The U.S. Post Office-Somersworth Main is the main post office of Somersworth, New Hampshire. Located at 2 Government Way in downtown Somersworth, it is a Georgian Revival building completed in 1931 to a design by the Office of the Supervising Architect under James A. Wetmore. The building was listed on the National Register of Historic Places in 1986.
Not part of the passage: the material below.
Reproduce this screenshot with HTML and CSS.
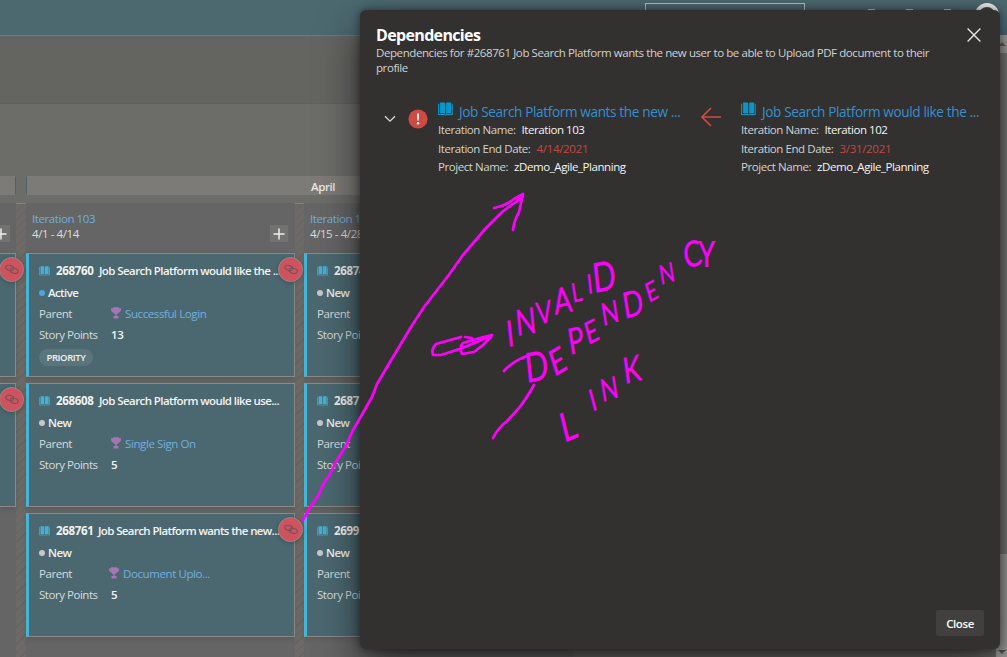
FILE: index.html
```html
<!DOCTYPE html>
<html lang="en">
<head>
<meta charset="utf-8">
<title>Dependencies</title>
<link rel="stylesheet" href="styles.css">
</head>
<body>
<svg width="0" height="0" class="defs">
  <symbol id="book" viewBox="0 0 16 14"><path d="M2.2 0h4.3q1 0 1.2.8V12q-.5-.7-1.3-.7H2.2zM8.7.8q.2-.8 1.2-.8h4.1v11.3H10q-.8 0-1.3.7z" fill="currentColor"/><path d="M.6 1.5v11.3h6.2l1.2.7 1.2-.7h6V1.5" fill="none" stroke="currentColor" stroke-width="1.1"/></symbol>
  <symbol id="trophy" viewBox="0 0 10 12"><path d="M2 .3h6v1h2v1.5q0 2.3-2.5 2.9Q7 6.900 5.700 7.200V9H7.500v2.500h-5V9h1.800V7.200Q3 6.900 2.500 5.700 0 5.100 0 2.800V1.300h2z" fill="currentColor"/></symbol>
  <symbol id="link" viewBox="0 0 14 11"><g fill="none" stroke="currentColor" stroke-width="1"><ellipse cx="4.700" cy="3.900" rx="4" ry="2.500" transform="rotate(15 4.700 3.900)"/><ellipse cx="9.300" cy="6.800" rx="4" ry="2.500" transform="rotate(15 9.300 6.800)"/></g></symbol>
</svg>
<div class="app">
  <header class="topbar">
    <div class="search"></div>
    <i class="dash"></i><i class="dash"></i><i class="dash"></i>
    <div class="avatar"></div>
  </header>
  <div class="toolbar"></div>
  <main class="timeline">
    <div class="months"><div class="month month-prev"></div><div class="month month-main"><span>April</span></div></div>
    <div class="board">
      <section class="col col-prev">
        <div class="col-head"><span class="add"><svg viewBox="0 0 12 12"><path d="M6 .5v11M.5 6h11"/></svg></span></div>
        <article class="card"><span class="badge"><svg><use href="#link"/></svg></span></article>
        <article class="card"><span class="badge"><svg><use href="#link"/></svg></span></article>
      </section>
      <div class="gutter"></div>
      <section class="col col-main">
        <div class="col-head"><div><a>Iteration 103</a><p>4/1 - 4/14</p></div><span class="add"><svg viewBox="0 0 12 12"><path d="M6 .5v11M.5 6h11"/></svg></span></div>
        <article class="card">
          <div class="row title"><svg class="book"><use href="#book"/></svg><b>268760</b><span>Job Search Platform would like the ...</span></div>
          <div class="row state"><i class="dot active"></i>Active</div>
          <div class="row"><span class="label">Parent</span><svg class="trophy"><use href="#trophy"/></svg><a>Successful Login</a></div>
          <div class="row"><span class="label">Story Points</span><span class="points">13</span></div>
          <span class="tag">PRIORITY</span>
          <span class="badge"><svg><use href="#link"/></svg></span>
        </article>
        <article class="card">
          <div class="row title"><svg class="book"><use href="#book"/></svg><b>268608</b><span>Job Search Platform would like use...</span></div>
          <div class="row state"><i class="dot"></i>New</div>
          <div class="row"><span class="label">Parent</span><svg class="trophy"><use href="#trophy"/></svg><a>Single Sign On</a></div>
          <div class="row"><span class="label">Story Points</span><span class="points">5</span></div>
        </article>
        <article class="card">
          <div class="row title tight"><svg class="book"><use href="#book"/></svg><b>268761</b><span>Job Search Platform wants the new...</span></div>
          <div class="row state"><i class="dot"></i>New</div>
          <div class="row narrow"><span class="label">Parent</span><svg class="trophy"><use href="#trophy"/></svg><a>Document Uplo...</a></div>
          <div class="row"><span class="label">Story Points</span><span class="points">5</span></div>
          <span class="badge"><svg><use href="#link"/></svg></span>
        </article>
      </section>
      <div class="gutter gutter-right"></div>
      <section class="col col-next">
        <div class="col-head"><div><a>Iteration 104</a><p>4/15 - 4/28</p></div></div>
        <article class="card">
          <div class="row title"><svg class="book"><use href="#book"/></svg><b>26874</b></div>
          <div class="row state"><i class="dot"></i>New</div>
          <div class="row"><span class="label">Parent</span></div>
          <div class="row"><span class="label">Story Points</span></div>
        </article>
        <article class="card">
          <div class="row title"><svg class="book"><use href="#book"/></svg><b>2687</b></div>
          <div class="row state"><i class="dot"></i>New</div>
          <div class="row"><span class="label">Parent</span></div>
          <div class="row"><span class="label">Story Points</span></div>
        </article>
        <article class="card">
          <div class="row title"><svg class="book"><use href="#book"/></svg><b>2699</b></div>
          <div class="row state"><i class="dot"></i>New</div>
          <div class="row"><span class="label">Parent</span></div>
          <div class="row"><span class="label">Story Points</span></div>
        </article>
      </section>
    </div>
  </main>
  <div class="scrollbar"><i class="up"></i><div class="thumb"></div><i class="down"></i></div>
</div>

<div class="dialog" role="dialog">
  <div class="dialog-head">
    <div><h1>Dependencies</h1>
    <p class="desc"><span>Dependencies for #268761 Job Search Platform wants the new user to be able to Upload PDF document to their</span><br>profile</p></div>
    <svg class="close-x" viewBox="0 0 14 14"><path d="M.6.6l12.800 12.800M13.400.6L.6 13.400" stroke="#e4e3e2" stroke-width="1.400" fill="none"/></svg>
  </div>
  <div class="dep">
    <svg class="chevron" viewBox="0 0 12 8"><path d="M1 1.200l5 5 5-5" fill="none" stroke="#dddcdb" stroke-width="1.300"/></svg>
    <svg class="alert" viewBox="0 0 20 20"><circle cx="10" cy="10" r="9.600" fill="#cd4a45"/><path d="M9 4.500h2l-.3 7H9.300z" fill="#fff"/><circle cx="10" cy="14.300" r="1.200" fill="#fff"/></svg>
    <div class="item">
      <div class="item-title"><svg><use href="#book"/></svg><a>Job Search Platform wants the new ...</a></div>
      <div class="field"><span>Iteration Name:</span><b>Iteration 103</b></div>
      <div class="field"><span>Iteration End Date:</span><em>4/14/2021</em></div>
      <div class="field"><span>Project Name:</span><b>zDemo_Agile_Planning</b></div>
    </div>
    <svg class="arrow" viewBox="0 0 20 20"><path d="M20 10H1M10 1L1 10l9 9" fill="none" stroke="#cd4a45" stroke-width="1.700"/></svg>
    <div class="item">
      <div class="item-title"><svg><use href="#book"/></svg><a>Job Search Platform would like the ...</a></div>
      <div class="field"><span>Iteration Name:</span><b>Iteration 102</b></div>
      <div class="field"><span>Iteration End Date:</span><em>3/31/2021</em></div>
      <div class="field"><span>Project Name:</span><b>zDemo_Agile_Planning</b></div>
    </div>
  </div>
  <div class="dialog-foot"><button>Close</button></div>
</div>

<svg class="ink" viewBox="0 0 1007 657">
  <path d="M303 520L311 506L318 496L323 485L330 474L337 460L346 446L352 432L372 397L377 384L387 367L405 337L411 327L424 307L448 276L463 255L486 228L502 212L521 198"/>
  <path d="M494 208Q505 206 514 199L523 194L519 212Q514 221 513 230"/>
  <path d="M461 337L436 344Q431 349 433 355L441 355Q454 351 465 347L491 336L492 335L480 338L463 343Q459 347 462 354L474 352Q483 346 491 337M465 337L472 338V341"/>
  <path d="M504 371Q513 361 527 356M534 385Q526 399 519 408L507 421Q498 428 493 438"/>
  <g transform="scale(.75 1)">
    <text x="677 689 717 740 764 784 792" y="347 336 325 315 303 294 293" rotate="-8 -7 -10 -9 -12 -8 -8"><tspan class="l">I</tspan><tspan class="l">N</tspan><tspan>V</tspan><tspan class="l">A</tspan><tspan class="s">L</tspan><tspan class="s">I</tspan><tspan class="xl">D</tspan></text>
    <text x="702 739 760 784 804 833 865 881 914 931" y="383 377 355 345 326 319 303 285 269 267" rotate="-8 -24 -12 -20 -12 -12 -22 -12 -12 0"><tspan class="xl">D</tspan><tspan class="l">E</tspan><tspan class="l">P</tspan><tspan>E</tspan><tspan>N</tspan><tspan class="l">D</tspan><tspan class="s">E</tspan><tspan class="s">N</tspan><tspan class="l">C</tspan><tspan class="l">Y</tspan></text>
    <text x="752 790 803 833" y="443 412 402 384" rotate="-18 -20 -12 -10"><tspan class="xl">L</tspan><tspan>I</tspan><tspan>N</tspan><tspan class="l">K</tspan></text>
  </g>
</svg>
</body>
</html>
```
FILE: styles.css
```css
* { box-sizing: border-box; }
body { margin: 0; width: 1007px; height: 657px; overflow: hidden; position: relative; font: 11.500px/15px "Open Sans", "Noto Sans", sans-serif; letter-spacing: -0.42px; background: #656562; color: #e8e8e6; white-space: nowrap; }
p, h1 { margin: 0; }
b { font-weight: 600; }
.defs { position: absolute; }
.app { height: 657px; overflow: hidden; display: grid; grid-template: 35px 69px 1fr / 1fr 11px; }
.topbar { grid-column: 1 / 3; background: #4c6970; display: flex; align-items: flex-start; padding: 3px 7px 0 645px; }
.search { width: 160px; height: 25px; border: 1px solid #b6bdbf; margin-right: 63px; flex: none; }
.dash { width: 7px; height: 2px; margin: 6px 31px 0 0; background: #b9c2c4; flex: none; }
.avatar { width: 24px; height: 24px; border-radius: 50%; border: 4px solid #eee; background: #444; margin-left: -7px; flex: none; }
.toolbar { grid-column: 1 / 2; background: #646461; border-top: 1px solid #777; border-bottom: 1px solid #60605d; }
.timeline { grid-row: 3; grid-column: 1; background: #6c6c69; padding-top: 72px; min-width: 0; overflow: hidden; }
.months { display: flex; gap: 10px; height: 19px; }
.month { background: #7d7b77; border: 1px solid #7d7b77; }
.month-prev { width: 16px; border-right-color: #49646a; }
.month-main { flex: 1; border-left-color: #49646a; padding: 2px 0 0 284px; font-weight: 600; letter-spacing: -.4px; }
.board { display: flex; height: 454px; margin-top: 8px; }
.col { background: #656565; display: flex; flex-direction: column; flex: none; }
.col-prev { width: 16px; }
.col-main { width: 269px; }
.col-next { width: 269px; }
.gutter { width: 10px; border-top: 1px solid #858580; background: repeating-linear-gradient(135deg, #6b6a67 0 5px, #646360 5px 6px); }
.gutter-right { width: 9px; }
.col-head { height: 50px; display: flex; justify-content: space-between; padding: 8px 7px 0 6px; line-height: 15px; color: #dededc; }
.col-prev .col-head { justify-content: flex-end; padding-right: 6px; }
a { color: #71afe0; }
.add { width: 18px; height: 17px; margin-top: 14px; background: #727270; flex: none; display: grid; place-items: center; }
.add svg { width: 12px; height: 12px; stroke: #eee; stroke-width: 1.500; }
.card { position: relative; height: 124px; margin-bottom: 6px; background: #4b6870; border: 1px solid #8b8a86; border-left: 3px solid #45b4d9; padding: 6px 0 0 10px; box-shadow: 0 2px 4px #4445; }
.col-prev .card { border-left: 0; }
.row { height: 21.400px; display: flex; align-items: center; color: #d7dcdd; }
.title { color: #f3f3f2; font-weight: 600; letter-spacing: -.58px; }
.title b { width: 38px; margin: 0 5px 0 6px; font-weight: 700; letter-spacing: -.35px; flex: none; }
.tight span { margin-left: -1px; letter-spacing: -.62px; }
.book { width: 11px; height: 10px; color: #43b1d6; flex: none; }
.state { color: #f0f0ef; font-weight: 600; letter-spacing: -.6px; padding-top: 1px; }
.dot { width: 6px; height: 6px; border-radius: 50%; background: #c8c8c6; margin-right: 3px; }
.dot.active { background: #4da4e5; }
.label { width: 72px; letter-spacing: -.46px; }
.trophy { width: 10px; height: 12px; color: #a576b5; margin-right: 4px; flex: none; }
.narrow .trophy { margin-left: -2px; }
.row a { letter-spacing: -.4px; }
.points { color: #f3f3f2; font-weight: 600; }
.tag { display: block; width: 54px; height: 17px; margin-top: 3px; border-radius: 9px; background: #5a757b; font-size: 9.500px; line-height: 17px; font-weight: 600; text-align: center; color: #f3f3f2; }
.badge { position: absolute; right: -9px; top: 3px; width: 25px; height: 25px; border-radius: 50%; background: #cf525f; border: 1px solid #958986; color: #70545a; display: grid; place-items: center; box-shadow: 0 1px 4px #3336; z-index: 2; }
.badge svg { width: 14px; height: 11px; }
.scrollbar { grid-row: 2 / 4; grid-column: 2; background: #a3a3a1; display: flex; flex-direction: column; align-items: center; justify-content: space-between; padding: 7px 0 3px 0; }
.thumb { width: 100%; flex: 1; background: #7d7d7b; margin: 7px 0 96px; }
.up, .down { border: 4px solid transparent; border-bottom-color: #656563; border-top-width: 0; }
.down { border-top: 4px solid #555; border-bottom-width: 0; }
.dialog { position: absolute; left: 360px; top: 10px; width: 640px; height: 639px; border-radius: 6px; background: #32312f; box-shadow: 0 0 9px #0007, 0 18px 42px #0009; padding: 16px; display: flex; flex-direction: column; color: #d3d2d1; }
.dialog-head { display: flex; justify-content: space-between; height: 75px; }
h1 { font-size: 16px; line-height: 19px; font-weight: 700; letter-spacing: -.65px; color: #fff; }
.desc { letter-spacing: -.415px; }
.close-x { width: 14px; height: 14px; margin: 2px 3px 0 0; flex: none; }
.dep { display: flex; }
.chevron { width: 12px; height: 8px; margin: 14px 12px 0 8px; flex: none; }
.alert { width: 20px; height: 20px; margin: 8px 10px 0 0; flex: none; }
.item { width: 243px; flex: none; }
.item-title { height: 20px; display: flex; align-items: center; font-size: 13.600px; letter-spacing: -.37px; }
.item-title svg { width: 15px; height: 14px; color: #0797ca; margin: -4px 6px 0 0; flex: none; }
.item-title a { color: #378fd0; }
.field { height: 18.500px; line-height: 17px; display: flex; gap: 6px; letter-spacing: -.43px; }
.field b { color: #f5f5f5; font-weight: 500; }
.field em { color: #c44743; font-style: normal; letter-spacing: -.3px; }
.arrow { width: 20px; height: 20px; margin: 6px 20px 0 20px; flex: none; }
.dialog-foot { margin-top: auto; display: flex; justify-content: flex-end; margin-bottom: -3px; }
button { width: 48px; height: 26px; border: 0; border-radius: 2px; background: #41403e; color: #fff; font: 600 11.500px "Open Sans", sans-serif; letter-spacing: -.4px; padding: 1px 0 0; }
.ink { position: absolute; left: 0; top: 0; width: 1007px; height: 657px; pointer-events: none; }
.ink path { fill: none; stroke: #f0f; stroke-width: 2.700; stroke-linejoin: round; stroke-linecap: round; }
.ink text { fill: #f0f; stroke: #f0f; stroke-width: .2; font-family: Lato, sans-serif; font-size: 31px; letter-spacing: 0; }
.ink .s { font-size: 27px; }
.ink .l { font-size: 36px; }
.ink .xl { font-size: 41px; }
```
==Description and history==
The Somersworth Post Office is located in the heart of downtown Somersworth, at the junction of Government Way and Fore Street. It is a single-story structure finished in brick with marble trim. It has a hip roof with three marble dormers over the central portion of the main facade. The entry is detailed with fluted Ionic pilasters with a recessed fan window, a form which is repeated in the flanking windows. The main lobby is finished with orange quarry tile flooring and marble wainscoting, with wood trim around the windows and plaster walls. Original frosted-globe light fixtures (still visible in the basement) have been removed in favor of more efficient fluorescent lighting.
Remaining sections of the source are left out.